The induction training results showed the impact:
- 13% reduction in AHT within the first 30 days
- 56% increase in Knowledge Base usage, improving resource navigation and self-sufficiency
- 78% Customer Satisfaction, proving that efficiency didn't come at the cost of experience
- Agents are now reaching AHT goals in under 120 days - more than 50% faster than the previous average of 240.
We also reduced redundancy in our materials by pointing learners directly to the Knowledge Base instead of duplicating process content. That made the program easier to maintain and allowed ISDs to focus on higher-value work.
Ultimately, this approach created learners who were more curious, more independent, and better able to solve problems in the moment with less reliance on support teams and more confidence in their own capabilities.
With strong internal alignment, measurable impact, and a scalable design model, the new Induction program went on to win:
- 🥇 Gold Medal for Best Learning Strategy from Brandon Hall Group
- 🥉 Bronze Award for Training Program of the Year from The Stevie® Awards
But more importantly, it proved that training isn’t just a cost centre. It’s a strategic enabler of operational excellence, customer confidence, and future-ready talent.
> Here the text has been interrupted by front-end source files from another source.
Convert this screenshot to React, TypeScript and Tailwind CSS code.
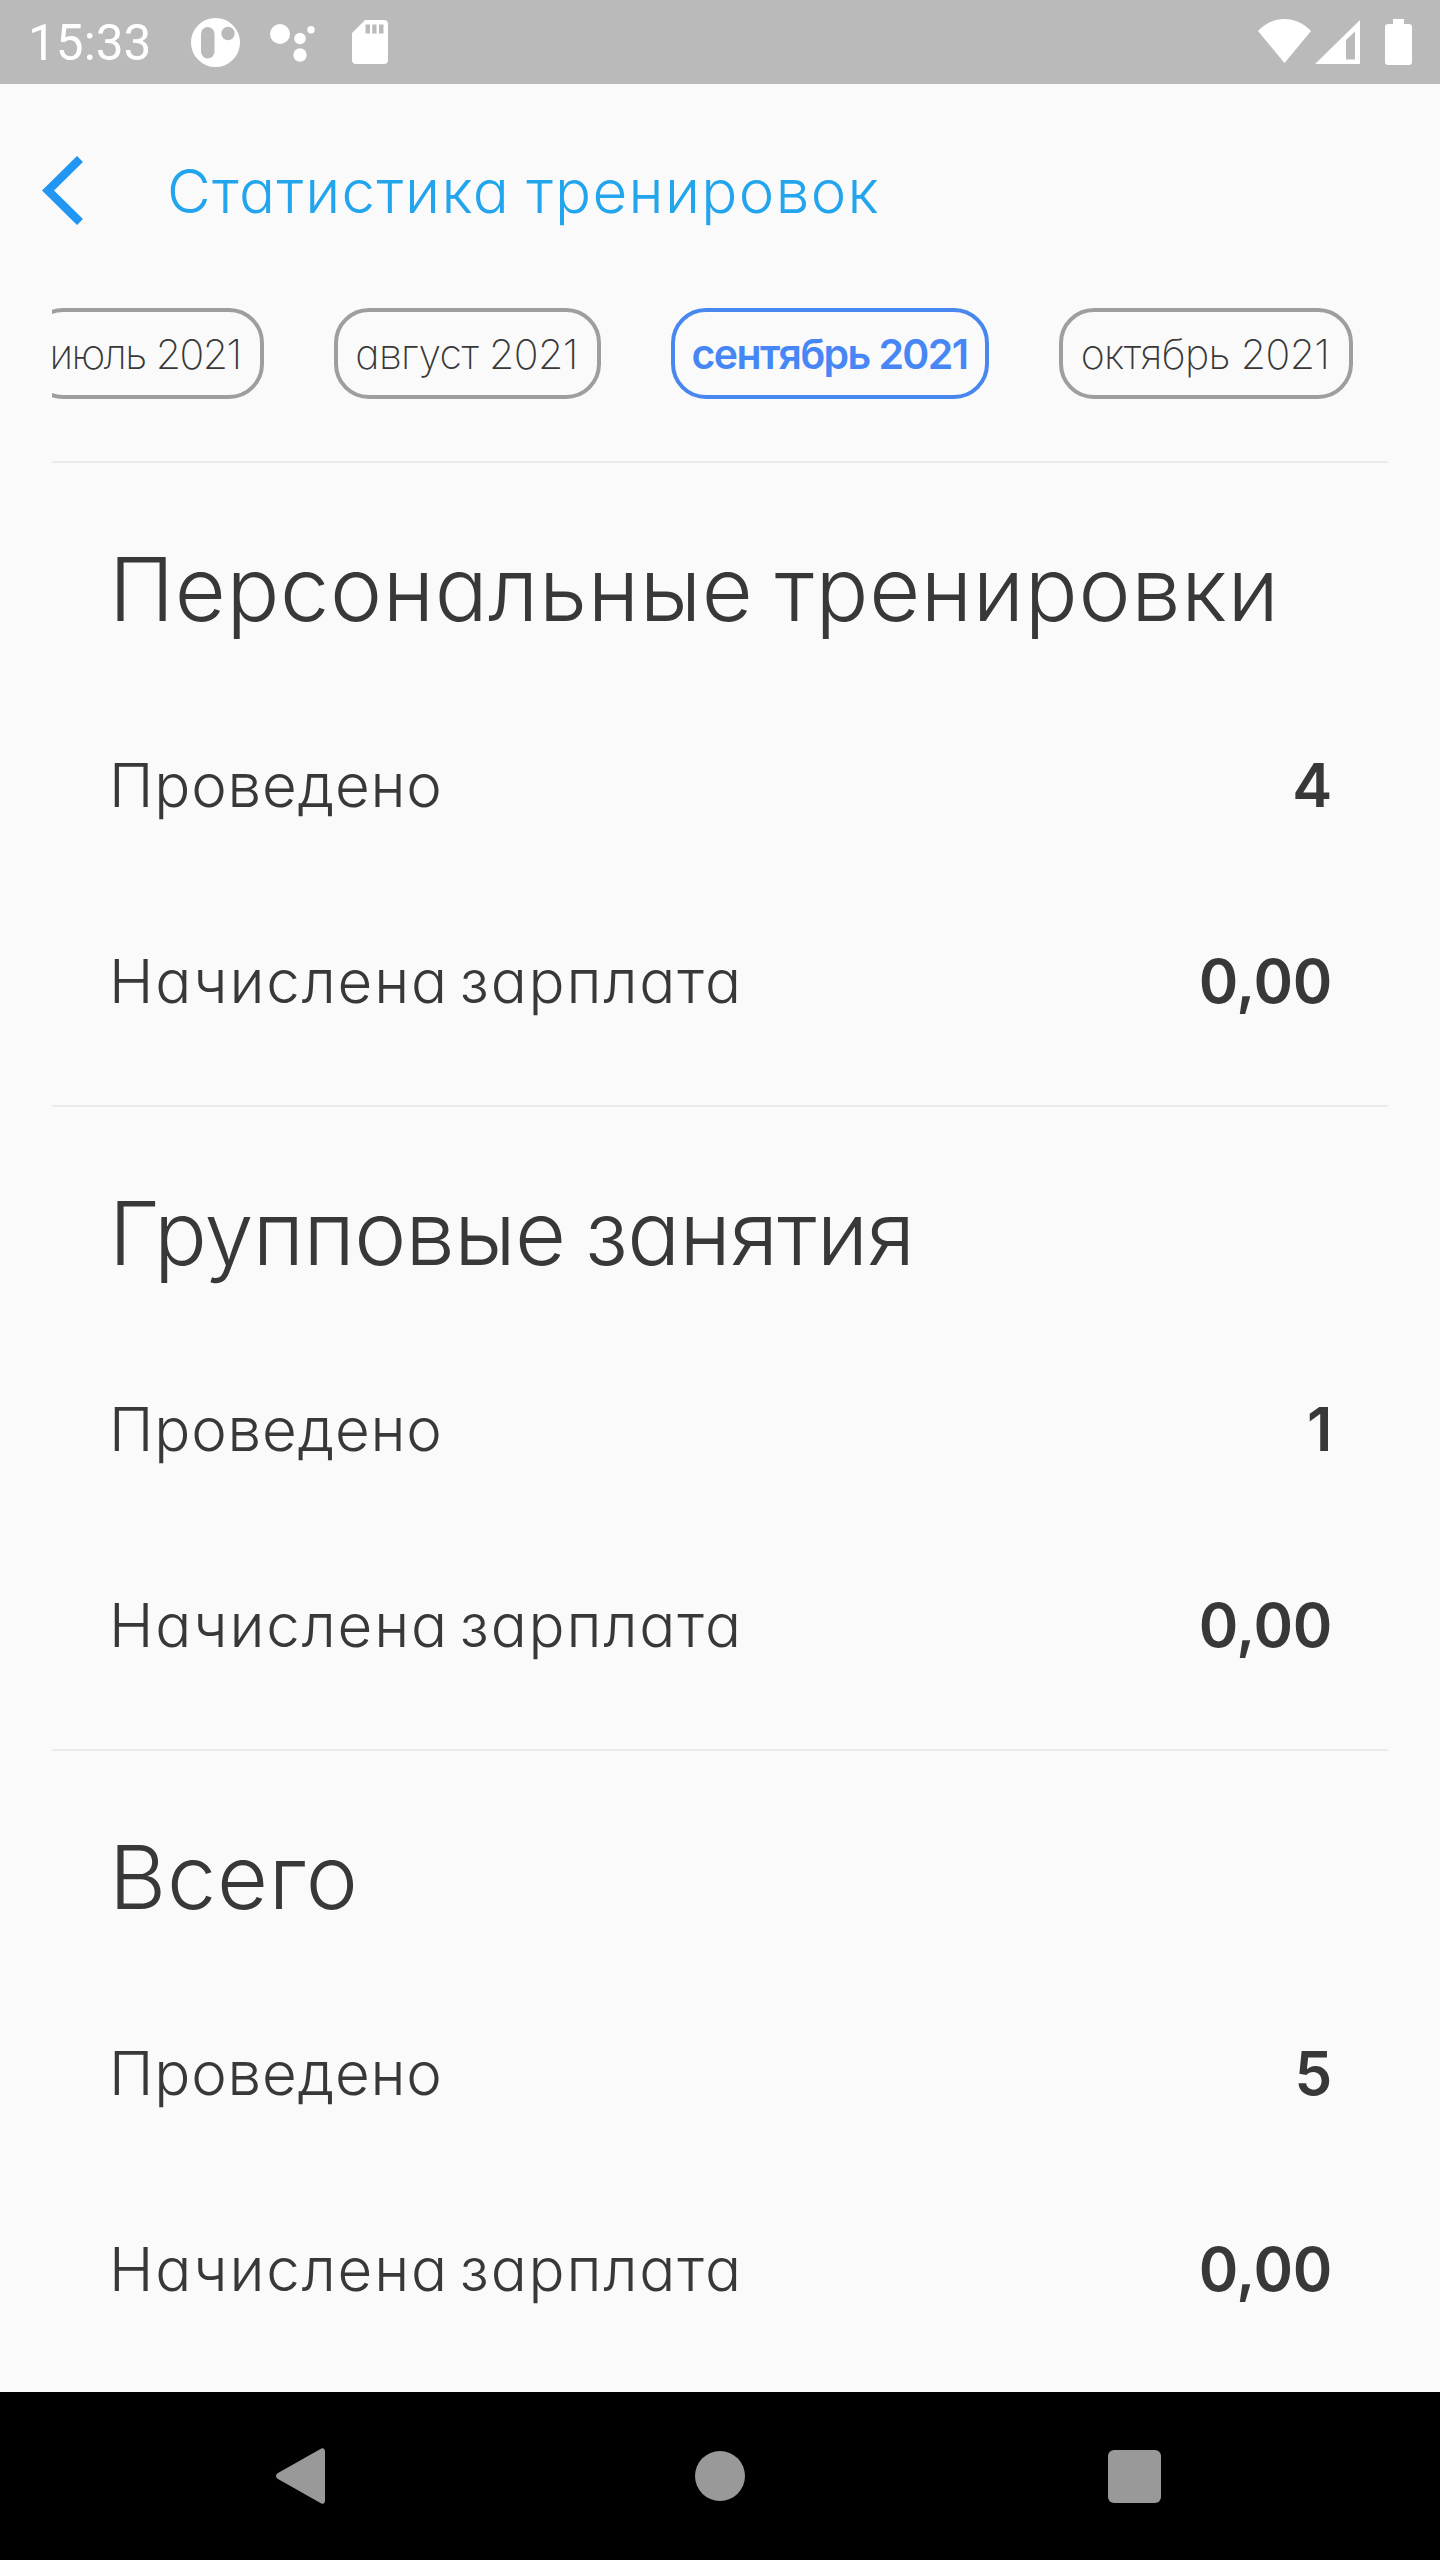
import clsx from 'clsx';

const months = [
  { label: 'июль 2021', style: '-ml-[24px] w-[236px] pr-[2px] tracking-[-1.5px]' },
  { label: 'август 2021', style: 'w-[267px] pr-[2px] tracking-[-0.6px]' },
  { label: 'сентябрь 2021', style: 'w-[318px] pr-px tracking-[-1.6px]', active: true },
  { label: 'октябрь 2021', style: 'w-[294px] pr-[2px] tracking-[-0.6px]' },
];

const sections = [
  { title: 'Персональные тренировки', tracking: 'tracking-[0.65px]', count: '4', salary: '0,00' },
  { title: 'Групповые занятия', tracking: 'tracking-[-0.7px]', count: '1', salary: '0,00' },
  { title: 'Всего', tracking: 'tracking-[0.8px]', count: '5', salary: '0,00' },
];

function StatusBar() {
  return (
    <div className="flex h-[84px] shrink-0 items-center bg-[#bababa] text-white">
      <span className="ml-[28px] w-[163px] pt-[3px] font-['Roboto'] text-[49.5px] leading-none">15:33</span>
      <svg width="49" height="49" viewBox="0 0 49 49" fill="currentColor">
        <circle cx="24.5" cy="24.5" r="24.5" />
        <rect x="10" y="9" width="13.5" height="31.5" rx="6.7" fill="#bababa" />
        <circle cx="37" cy="15.5" r="6.7" fill="#bababa" />
      </svg>
      <svg className="ml-[30px] mt-[2px]" width="45" height="38" viewBox="0 0 45 38" fill="currentColor">
        <circle cx="10" cy="10" r="10" />
        <circle cx="30" cy="14.5" r="5.8" />
        <circle cx="41" cy="5.8" r="3.7" />
        <circle cx="30" cy="31" r="6.7" />
      </svg>
      <svg className="ml-[37px]" width="36" height="44" viewBox="0 0 36 44" fill="currentColor">
        <path fillRule="evenodd" d="M13 0h19a4 4 0 0 1 4 4v36a4 4 0 0 1-4 4H4a4 4 0 0 1-4-4V13zM13.500 4.500v9H18v-9zM20.300 4.500v9h4.200v-9zM27 4.500v9h4.500v-9z" />
      </svg>
      <div className="ml-auto mr-[28px] flex items-center">
        <svg className="-mt-[2px]" width="53" height="44" viewBox="0 0 53 44" fill="currentColor">
          <path d="M0 12C15-4 38-4 53 12L26.500 44z" />
        </svg>
        <svg className="-mt-px ml-[4px]" width="45" height="44" viewBox="0 0 45 44" fill="currentColor">
          <path fillRule="evenodd" d="M45 0v44H0zM40 11.500L31 20v19.500h9z" />
        </svg>
        <svg className="ml-[25px]" width="27" height="46" viewBox="0 0 27 46" fill="currentColor">
          <path d="M8 0h11v5h5a3 3 0 0 1 3 3v35a3 3 0 0 1-3 3H3a3 3 0 0 1-3-3V8a3 3 0 0 1 3-3h5z" />
        </svg>
      </div>
    </div>
  );
}

function Row({ label, value, tracking }: { label: string; value: string; tracking: string }) {
  return (
    <div className="flex h-[196px] items-center justify-between pl-[57px] pr-[56px] text-[60px]">
      <span className={clsx('font-light [word-spacing:-8px]', tracking)}>{label}</span>
      <span className="font-semibold tracking-[-0.3px]">{value}</span>
    </div>
  );
}

export default function App() {
  return (
    <div className="flex h-[2560px] w-[1440px] flex-col bg-[#fafafa] font-['Inter',sans-serif] text-[#383838] [font-feature-settings:'cv11']">
      <StatusBar />

      <header className="flex h-[212px] shrink-0 items-center pl-[42px]">
        <svg width="41" height="69" viewBox="0 0 41 69" fill="none" stroke="#2196f3" strokeWidth="8.5">
          <path d="M38 3L6 34.500L38 66" />
        </svg>
        <h1 className="ml-[84px] pt-[2px] text-[60px] font-light tracking-[1.35px] text-[#22a5ec] [word-spacing:-2px]">
          Статистика тренировок
        </h1>
      </header>

      <main className="flex-1 px-[52px]">
        {/* Month picker */}
        <div className="flex h-[165px] gap-[70px] overflow-hidden pt-[12px]">
          {months.map((month) => (
            <button
              key={month.label}
              className={clsx(
                'flex h-[91px] shrink-0 items-center justify-center whitespace-nowrap rounded-[35px] border-4 pt-[2px] text-[41px]',
                month.style,
                month.active ? 'border-[#4787ee] font-semibold text-[#4787f5]' : 'border-[#9e9e9e] font-extralight',
              )}
            >
              {month.label}
            </button>
          ))}
        </div>

        {sections.map((section) => (
          <section key={section.title} className="border-t-2 border-[#ebebeb] pb-[26px] pt-[26px] last:pb-[25px]">
            <h2 className={clsx('flex h-[198px] items-center pl-[57px] pt-[2px] text-[88px] font-light [word-spacing:-4px]', section.tracking)}>
              {section.title}
            </h2>
            <Row label="Проведено" value={section.count} tracking="tracking-[0.8px]" />
            <Row label="Начислена зарплата" value={section.salary} tracking="tracking-[1.85px]" />
          </section>
        ))}
      </main>

      {/* System navigation */}
      <nav className="flex h-[168px] shrink-0 items-center bg-black">
        <svg className="ml-[276px]" width="49" height="56" viewBox="0 0 49 56" fill="#999">
          <path d="M44 1.200C47 -.8 49 .5 49 3.500V52.500C49 55.500 47 56.800 44 54.800L2 31C-.7 29.500-.7 26.500 2 25z" />
        </svg>
        <div className="ml-[370px] size-[50px] rounded-full bg-[#999]" />
        <div className="ml-[363px] size-[53px] rounded-[6px] bg-[#999]" />
      </nav>
    </div>
  );
}
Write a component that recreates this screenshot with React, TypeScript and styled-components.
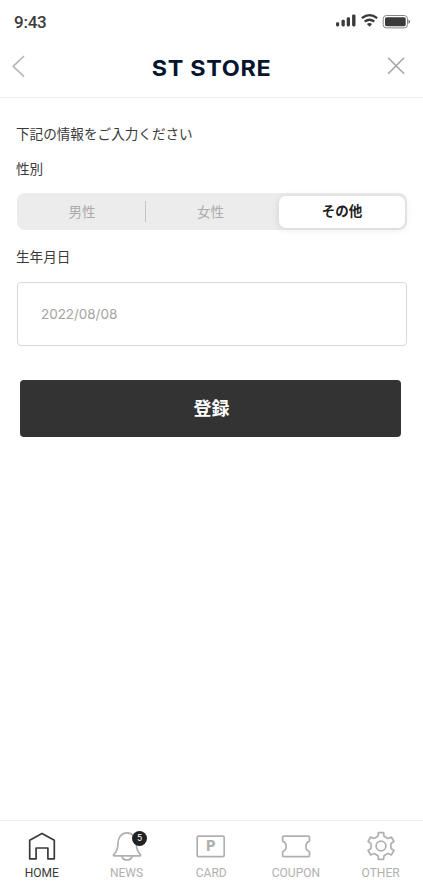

And we’re just getting started. As the industry continues to evolve, so will we — designing programs that not only keep up with change but help drive it.
We’re so proud of our Learning Delivery and Instructional Design teams — both earning their first major awards this year! These wins recognize the incredible talent, strategy, and care behind the training experiences we create every day.
Thank you for everything you do to support our people, our clients, and the future of automotive CX.